PROVIDED DATA:
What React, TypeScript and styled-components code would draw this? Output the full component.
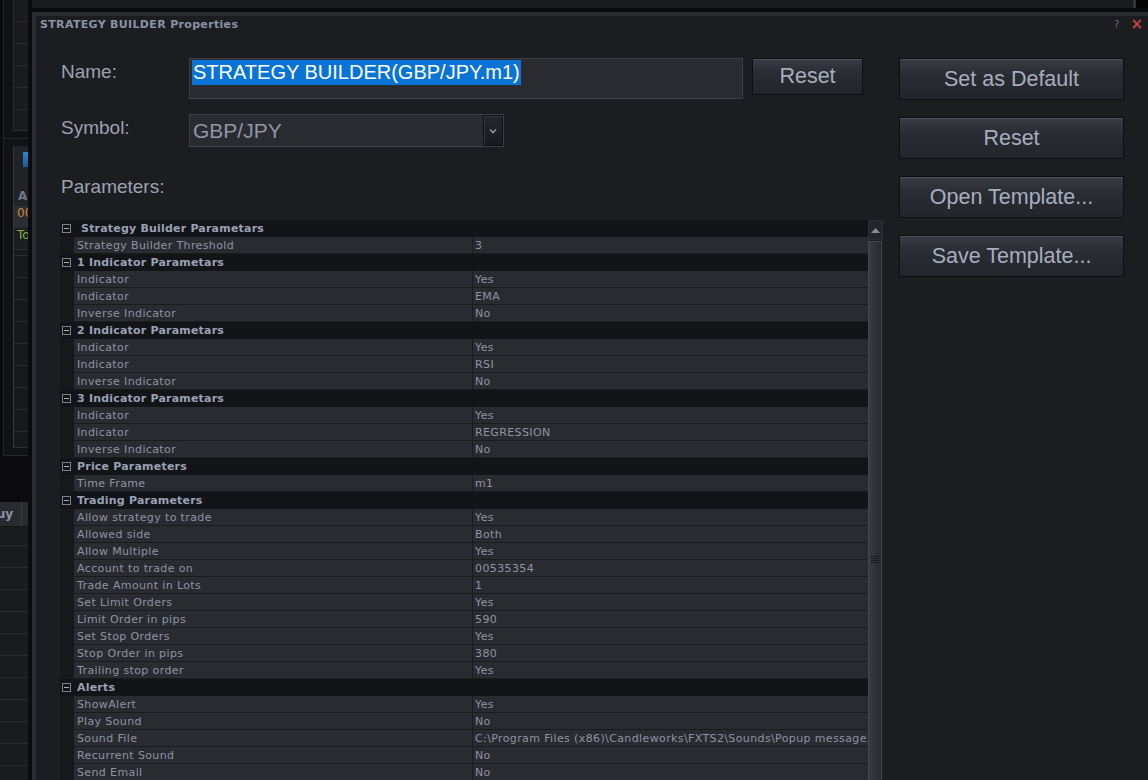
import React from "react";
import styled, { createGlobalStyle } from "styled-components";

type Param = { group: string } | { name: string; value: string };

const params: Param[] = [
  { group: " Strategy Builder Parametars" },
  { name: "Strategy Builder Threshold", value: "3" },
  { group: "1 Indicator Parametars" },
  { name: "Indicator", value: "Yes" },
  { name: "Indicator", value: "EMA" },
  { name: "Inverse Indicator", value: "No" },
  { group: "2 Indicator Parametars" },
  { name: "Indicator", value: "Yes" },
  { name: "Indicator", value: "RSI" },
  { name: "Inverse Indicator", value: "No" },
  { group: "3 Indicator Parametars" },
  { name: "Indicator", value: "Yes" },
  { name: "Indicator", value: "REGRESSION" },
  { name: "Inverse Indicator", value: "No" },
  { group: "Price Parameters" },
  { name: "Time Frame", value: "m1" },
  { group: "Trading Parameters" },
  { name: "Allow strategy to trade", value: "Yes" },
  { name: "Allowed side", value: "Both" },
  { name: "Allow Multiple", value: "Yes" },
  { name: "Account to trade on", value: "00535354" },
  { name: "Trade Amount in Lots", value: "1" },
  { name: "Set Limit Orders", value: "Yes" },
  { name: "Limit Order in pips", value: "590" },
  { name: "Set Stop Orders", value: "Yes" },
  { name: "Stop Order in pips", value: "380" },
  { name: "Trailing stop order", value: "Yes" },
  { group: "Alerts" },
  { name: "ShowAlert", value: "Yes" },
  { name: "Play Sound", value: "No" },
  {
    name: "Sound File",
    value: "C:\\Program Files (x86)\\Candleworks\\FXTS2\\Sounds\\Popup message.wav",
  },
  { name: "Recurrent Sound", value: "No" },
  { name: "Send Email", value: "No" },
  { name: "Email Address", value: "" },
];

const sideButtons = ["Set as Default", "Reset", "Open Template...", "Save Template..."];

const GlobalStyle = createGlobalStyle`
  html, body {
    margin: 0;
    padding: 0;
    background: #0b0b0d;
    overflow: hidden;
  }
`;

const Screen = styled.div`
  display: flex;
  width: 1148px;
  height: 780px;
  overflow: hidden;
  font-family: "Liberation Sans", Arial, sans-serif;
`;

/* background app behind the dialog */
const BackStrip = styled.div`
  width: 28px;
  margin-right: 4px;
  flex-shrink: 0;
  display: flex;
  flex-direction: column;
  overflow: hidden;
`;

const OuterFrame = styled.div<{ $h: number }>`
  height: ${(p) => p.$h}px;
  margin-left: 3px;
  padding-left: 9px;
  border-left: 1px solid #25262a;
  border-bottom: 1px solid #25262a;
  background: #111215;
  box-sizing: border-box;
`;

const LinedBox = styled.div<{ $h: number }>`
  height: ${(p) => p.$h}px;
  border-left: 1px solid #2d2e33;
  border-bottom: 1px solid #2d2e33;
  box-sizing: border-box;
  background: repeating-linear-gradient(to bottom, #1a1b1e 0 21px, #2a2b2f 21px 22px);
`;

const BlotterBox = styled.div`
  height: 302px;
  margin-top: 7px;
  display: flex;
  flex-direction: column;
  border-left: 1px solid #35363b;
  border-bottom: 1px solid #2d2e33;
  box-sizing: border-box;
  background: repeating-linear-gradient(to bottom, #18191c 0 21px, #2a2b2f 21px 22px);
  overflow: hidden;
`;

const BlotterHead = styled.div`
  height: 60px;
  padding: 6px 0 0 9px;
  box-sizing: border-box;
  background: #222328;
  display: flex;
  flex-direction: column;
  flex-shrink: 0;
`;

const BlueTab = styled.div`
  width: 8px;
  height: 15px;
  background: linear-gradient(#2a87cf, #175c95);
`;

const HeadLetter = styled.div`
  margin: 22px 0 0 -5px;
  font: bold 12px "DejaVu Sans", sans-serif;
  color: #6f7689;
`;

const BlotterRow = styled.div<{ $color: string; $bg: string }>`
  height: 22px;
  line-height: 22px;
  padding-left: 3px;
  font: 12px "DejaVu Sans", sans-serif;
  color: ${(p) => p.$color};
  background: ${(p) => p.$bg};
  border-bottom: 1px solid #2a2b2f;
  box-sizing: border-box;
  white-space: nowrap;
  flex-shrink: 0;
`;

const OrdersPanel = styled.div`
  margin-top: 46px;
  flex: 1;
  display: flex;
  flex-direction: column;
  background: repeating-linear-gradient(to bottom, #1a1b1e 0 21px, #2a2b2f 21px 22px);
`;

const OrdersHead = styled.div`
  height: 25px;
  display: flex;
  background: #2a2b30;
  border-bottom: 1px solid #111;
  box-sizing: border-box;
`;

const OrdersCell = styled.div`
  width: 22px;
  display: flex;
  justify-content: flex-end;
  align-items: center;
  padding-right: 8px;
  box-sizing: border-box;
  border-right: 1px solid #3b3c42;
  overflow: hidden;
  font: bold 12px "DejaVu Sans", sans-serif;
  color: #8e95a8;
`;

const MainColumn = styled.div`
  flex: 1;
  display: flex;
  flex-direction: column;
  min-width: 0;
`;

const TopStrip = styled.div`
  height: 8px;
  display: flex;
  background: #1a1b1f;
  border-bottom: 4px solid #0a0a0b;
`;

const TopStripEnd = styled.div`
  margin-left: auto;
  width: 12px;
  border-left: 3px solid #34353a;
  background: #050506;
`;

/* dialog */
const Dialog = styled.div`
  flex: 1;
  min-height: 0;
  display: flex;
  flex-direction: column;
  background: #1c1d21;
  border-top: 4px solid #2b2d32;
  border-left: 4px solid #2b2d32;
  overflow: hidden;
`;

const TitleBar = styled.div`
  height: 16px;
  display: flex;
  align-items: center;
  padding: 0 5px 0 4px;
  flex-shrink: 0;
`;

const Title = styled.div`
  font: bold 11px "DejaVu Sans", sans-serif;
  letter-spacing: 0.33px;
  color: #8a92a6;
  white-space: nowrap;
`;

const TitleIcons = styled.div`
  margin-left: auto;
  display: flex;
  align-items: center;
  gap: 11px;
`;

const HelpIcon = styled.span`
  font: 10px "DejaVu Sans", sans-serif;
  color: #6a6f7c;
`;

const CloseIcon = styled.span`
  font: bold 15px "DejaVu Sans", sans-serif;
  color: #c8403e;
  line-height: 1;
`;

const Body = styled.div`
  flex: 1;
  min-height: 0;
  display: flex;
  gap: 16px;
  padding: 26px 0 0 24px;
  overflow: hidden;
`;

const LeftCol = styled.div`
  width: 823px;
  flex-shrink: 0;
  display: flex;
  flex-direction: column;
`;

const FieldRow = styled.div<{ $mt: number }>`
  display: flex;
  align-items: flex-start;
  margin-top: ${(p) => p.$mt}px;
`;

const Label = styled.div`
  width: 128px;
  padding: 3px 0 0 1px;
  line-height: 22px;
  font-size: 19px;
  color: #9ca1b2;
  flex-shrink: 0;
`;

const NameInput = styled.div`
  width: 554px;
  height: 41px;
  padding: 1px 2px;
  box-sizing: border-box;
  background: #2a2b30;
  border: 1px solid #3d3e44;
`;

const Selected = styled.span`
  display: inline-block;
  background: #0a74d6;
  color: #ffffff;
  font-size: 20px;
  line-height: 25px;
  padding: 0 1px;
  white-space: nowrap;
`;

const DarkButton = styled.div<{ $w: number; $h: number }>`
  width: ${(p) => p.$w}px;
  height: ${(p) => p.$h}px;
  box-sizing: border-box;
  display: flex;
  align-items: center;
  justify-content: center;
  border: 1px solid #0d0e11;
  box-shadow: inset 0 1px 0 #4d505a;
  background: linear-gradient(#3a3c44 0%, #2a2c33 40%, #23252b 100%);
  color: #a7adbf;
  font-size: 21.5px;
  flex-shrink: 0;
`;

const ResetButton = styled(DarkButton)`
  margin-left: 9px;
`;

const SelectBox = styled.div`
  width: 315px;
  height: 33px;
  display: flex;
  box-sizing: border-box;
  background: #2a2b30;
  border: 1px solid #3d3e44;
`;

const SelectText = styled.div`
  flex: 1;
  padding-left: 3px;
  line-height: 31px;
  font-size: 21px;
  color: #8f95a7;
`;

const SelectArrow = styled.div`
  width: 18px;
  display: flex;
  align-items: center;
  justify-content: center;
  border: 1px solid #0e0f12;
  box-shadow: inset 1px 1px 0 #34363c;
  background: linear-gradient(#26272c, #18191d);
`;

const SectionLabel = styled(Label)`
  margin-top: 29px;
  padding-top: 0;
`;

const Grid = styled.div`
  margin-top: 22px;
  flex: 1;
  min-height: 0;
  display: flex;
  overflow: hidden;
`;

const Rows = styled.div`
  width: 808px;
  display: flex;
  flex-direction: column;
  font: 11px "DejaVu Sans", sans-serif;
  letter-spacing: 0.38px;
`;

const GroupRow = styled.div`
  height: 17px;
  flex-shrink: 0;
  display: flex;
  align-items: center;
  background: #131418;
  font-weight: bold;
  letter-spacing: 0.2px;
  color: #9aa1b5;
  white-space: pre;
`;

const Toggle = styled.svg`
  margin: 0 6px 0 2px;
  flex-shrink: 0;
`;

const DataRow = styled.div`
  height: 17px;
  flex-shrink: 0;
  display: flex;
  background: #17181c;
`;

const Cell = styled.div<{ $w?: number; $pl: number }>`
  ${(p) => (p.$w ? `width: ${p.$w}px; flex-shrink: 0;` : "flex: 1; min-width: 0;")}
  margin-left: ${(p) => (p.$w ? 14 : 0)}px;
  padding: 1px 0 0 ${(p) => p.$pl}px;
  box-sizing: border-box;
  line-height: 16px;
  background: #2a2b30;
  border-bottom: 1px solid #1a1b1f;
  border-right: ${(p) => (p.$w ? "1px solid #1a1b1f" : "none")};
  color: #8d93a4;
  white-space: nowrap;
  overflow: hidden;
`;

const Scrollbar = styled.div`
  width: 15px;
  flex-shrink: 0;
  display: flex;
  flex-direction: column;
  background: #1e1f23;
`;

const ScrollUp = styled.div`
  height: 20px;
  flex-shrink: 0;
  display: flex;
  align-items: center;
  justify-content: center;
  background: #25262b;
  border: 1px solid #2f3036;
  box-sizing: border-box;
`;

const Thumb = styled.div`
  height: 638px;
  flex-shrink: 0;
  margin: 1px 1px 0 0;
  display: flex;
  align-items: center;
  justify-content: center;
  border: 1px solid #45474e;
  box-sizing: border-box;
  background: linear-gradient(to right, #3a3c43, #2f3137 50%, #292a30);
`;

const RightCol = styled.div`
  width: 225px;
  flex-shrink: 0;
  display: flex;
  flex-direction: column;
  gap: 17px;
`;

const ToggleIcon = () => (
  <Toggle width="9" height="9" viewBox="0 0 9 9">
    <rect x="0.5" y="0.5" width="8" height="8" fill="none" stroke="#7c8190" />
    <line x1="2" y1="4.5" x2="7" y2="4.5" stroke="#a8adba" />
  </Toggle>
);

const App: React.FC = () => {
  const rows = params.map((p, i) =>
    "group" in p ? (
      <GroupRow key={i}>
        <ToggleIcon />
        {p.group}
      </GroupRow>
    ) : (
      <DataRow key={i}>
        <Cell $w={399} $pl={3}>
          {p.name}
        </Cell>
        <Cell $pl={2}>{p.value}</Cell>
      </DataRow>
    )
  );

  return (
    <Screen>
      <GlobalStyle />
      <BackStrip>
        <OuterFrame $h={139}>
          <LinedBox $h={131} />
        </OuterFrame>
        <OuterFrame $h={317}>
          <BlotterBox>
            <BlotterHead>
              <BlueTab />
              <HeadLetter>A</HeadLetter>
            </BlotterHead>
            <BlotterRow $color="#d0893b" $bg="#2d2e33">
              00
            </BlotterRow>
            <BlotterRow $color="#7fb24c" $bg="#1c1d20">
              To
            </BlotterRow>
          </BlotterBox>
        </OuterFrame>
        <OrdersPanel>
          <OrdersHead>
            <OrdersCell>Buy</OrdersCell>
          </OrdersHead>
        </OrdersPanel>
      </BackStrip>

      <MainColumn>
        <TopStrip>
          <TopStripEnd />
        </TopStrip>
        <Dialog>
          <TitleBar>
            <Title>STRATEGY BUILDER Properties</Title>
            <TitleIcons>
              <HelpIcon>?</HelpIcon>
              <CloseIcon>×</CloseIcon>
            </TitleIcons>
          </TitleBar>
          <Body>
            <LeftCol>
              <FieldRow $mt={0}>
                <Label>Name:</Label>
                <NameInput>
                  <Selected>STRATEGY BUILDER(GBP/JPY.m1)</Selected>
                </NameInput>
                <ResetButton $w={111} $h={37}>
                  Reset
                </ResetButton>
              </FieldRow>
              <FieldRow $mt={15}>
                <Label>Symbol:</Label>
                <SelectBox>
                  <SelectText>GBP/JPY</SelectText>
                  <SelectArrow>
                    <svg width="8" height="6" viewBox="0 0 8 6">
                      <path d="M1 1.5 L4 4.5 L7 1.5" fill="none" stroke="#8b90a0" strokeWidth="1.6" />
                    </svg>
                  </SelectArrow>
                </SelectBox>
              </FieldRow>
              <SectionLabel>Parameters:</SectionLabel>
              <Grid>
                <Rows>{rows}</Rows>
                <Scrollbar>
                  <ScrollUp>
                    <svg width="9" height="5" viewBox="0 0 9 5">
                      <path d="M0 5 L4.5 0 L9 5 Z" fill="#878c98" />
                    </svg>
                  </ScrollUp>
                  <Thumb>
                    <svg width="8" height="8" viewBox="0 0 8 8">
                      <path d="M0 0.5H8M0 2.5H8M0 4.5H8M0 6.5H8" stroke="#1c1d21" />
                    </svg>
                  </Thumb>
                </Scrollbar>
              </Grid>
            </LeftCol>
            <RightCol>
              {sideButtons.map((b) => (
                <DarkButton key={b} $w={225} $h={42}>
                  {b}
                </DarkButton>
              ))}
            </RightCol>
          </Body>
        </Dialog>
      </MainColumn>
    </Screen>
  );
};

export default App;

TASK OBJECTIVE: Your task is to restate word for word the lines from the top of the data to the line containing "string; value: string", both ends included, with every picture left out.

ANSWER TO THE TASK:
What React, TypeScript and styled-components code would draw this? Output the full component.
import React from "react";
import styled, { createGlobalStyle } from "styled-components";

type Param = { group: string } | { name: string; value: string };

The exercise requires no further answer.